PGCon2017 - 20180510

PGCon 2017
The PostgreSQL Conference

Speakers
Payal Singh
Schedule
Day Talks - Day 2 - 2017-05-26
Room DMS 1120
Start time 13:00
Duration 00:45
Info
ID 1085
Event type Podium
Track DBA
Language used for presentation English

Provisioning and Automating High Availability Postgres on AWS EC2

Simple automation techniques to make Postgres cluster management easier at any scale.

RDS is great. But sometimes you feel the need for more flexibility and customization that is just not possible with RDS. In this talk I will talk about why one might want to go with setting up and maintaining a HA postgres cluster on EC2 instead of RDS, following which I will go through each of the steps for setting up such a system and automating installation and upgrades, replication, backups and restores with S3, PITR, monitoring with Cloudwatch and failover. This talk is especially useful for people looking to gain a better understanding of how the various AWS tools can be used together for a HA postgres cluster, and as a HowTo guide on migrating from either RDS or one's own hosted cluster on to EC2.

When people hear of automation, they mostly think of systems with hundreds of servers where manual management is next to impossible. But with the advent of easy to learn, quick to setup configuration management tools, a DBAs life can get much easier even if they only have as few as a single primary-secondary database architecture. One might ask what you get in return? You get reliability, reduced possibility of human errors, easier scalability if ever needed, and most of all, ease of applying changes.

Even with the popularity of AWS tools, primarily RDS and EC2, rarely do we ever have a 'single-tool-fits-all-databases' kind of scenario. While there are more than a few companies out there for which RDS works great, there are limits to RDS that cause things to get more complicated if someone wants more control over their database, and the freedom to use more tools around it. EC2 is a great midway where people can still unload they machine maintenance responsibilities on Amazon while getting almost all of the freedom and power that comes with administering those machines. Here is where the essence of my talk lies - in automating both, the mundane and risky alike in a reliable, well-designed manner, so you can focus on what's important - the data.

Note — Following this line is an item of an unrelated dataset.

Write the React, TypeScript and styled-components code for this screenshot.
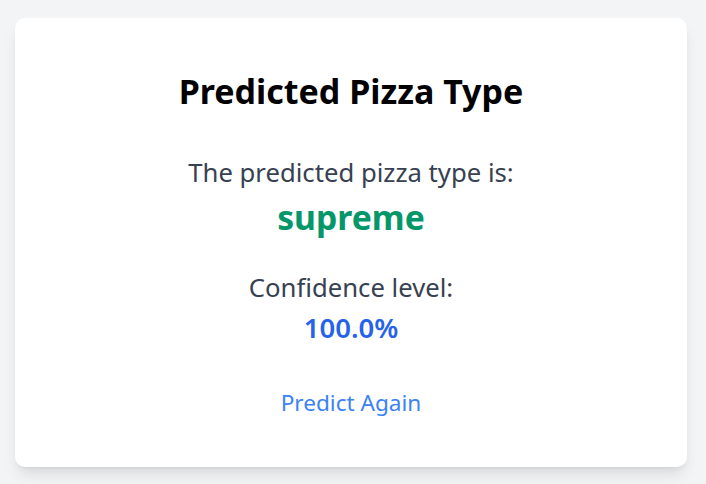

In this talk, I will start by giving a quick introduction to popular configuration managers out there and why I chose Ansible for this use-case. I will then go about detailing how to design and implement such a setup with minimum effort to achieve maximum efficiency in the long run. I will also go through some of the pitfalls and 'gotchas' of automating a single primary-secondary Postgres architecture that may seem great at first but can later be a pain to work on and eventually add to technical debt and frustration of colleagues.

Lastly, I will demonstrate initializing such an infrastructure with my own Ansible playbook, setting up replication, performing a failover, rebuilding/syncing the new secondary, installing extensions, upgrading Postgres versions and much more!